Want some good perspective? The MWC, Pac 12 and WAC tournaments are all going on in Las Vegas right now. All three featured Friday night double-headers. So when are the Pac 12 and WAC championships? Both at a reasonable 8 PM local time. But for the MWC it is that much earlier start, and that is rather ridiculous.
It is tough for Nevada, but the Wolfpack live in the Pacific Time Zone, and had a chance to be in their hotel beds at a normal time. It is much tougher for Colorado State, from the Mountain Time Zone – the Rams were in the Thomas & Mack locker rooms well after midnight locally, or 1 AM on their body clocks, and it makes for an extremely challenging turnaround.

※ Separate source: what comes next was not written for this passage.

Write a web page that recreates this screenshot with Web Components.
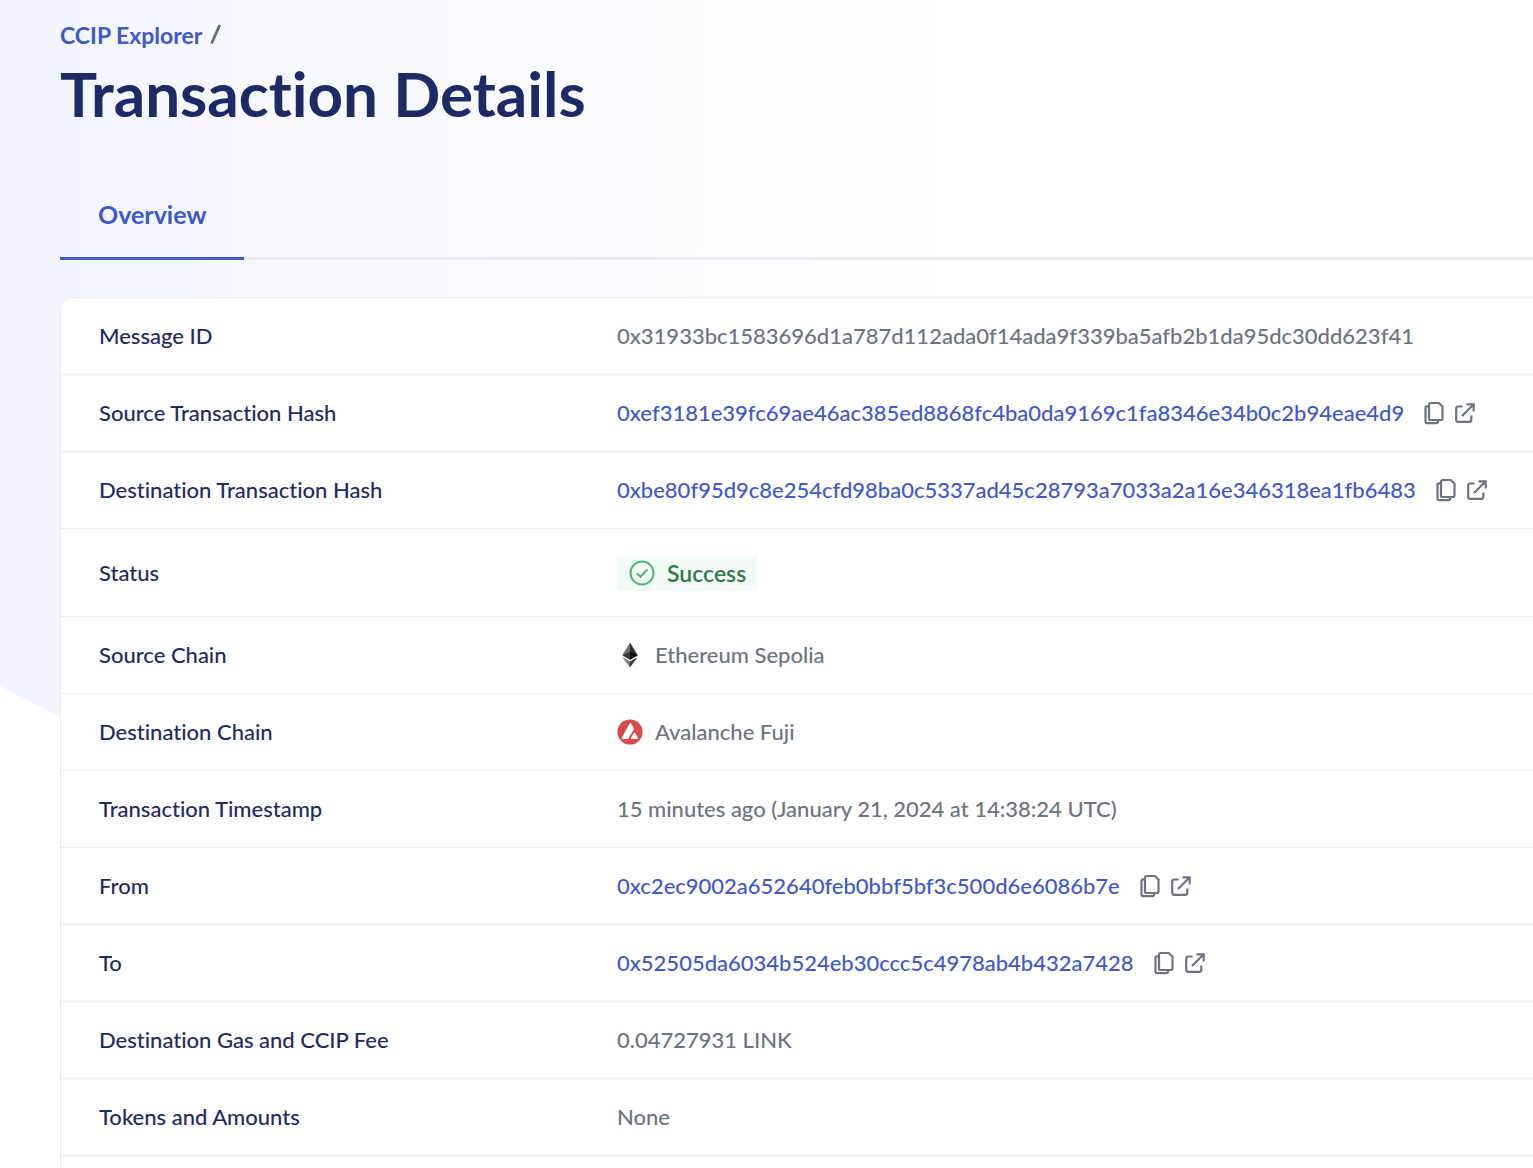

These teams met in Nevada last Saturday and the Wolfpack showed their superiority in pulling away 85-72, winning the boards 43-33 and having two fewer turnovers, and that was with Rams key cog Gian Clavell having 33 points and 9 rebounds in going the full 40 minutes. Clavell’s energy may not allow him to get near that level after he went a full 40 again last night, and for those that did not track the game note how the 71-63 final got created – CSU was down 8 with 12:00 to play, but got a late run-out when San Diego State ran out of gas. Coming down from that rally to even get some rest is a genuine issue, and Larry Eustachy was willing to be open about it - “What time is the game tomorrow? 3:00. I don’t understand why there’s a 9:30 game (on Friday, though the actuall tipoff was not until 9:50). But it’s midnight, these guys are going to bed. It’s supposed to be about the student-athlete. … With the adrenaline and what have you, it’s hard to fall asleep, it really is.”
Colorado State has put a solid season together despite being short-handed, only dressing seven players after a series of suspensions back in January, and the Rams deserve a better chance to play well today than the conference has thrown at them. We can chastise the situation, but also be ruthless capitalists in earning some coin off of it, in a game that Nevada should control the end-game flow.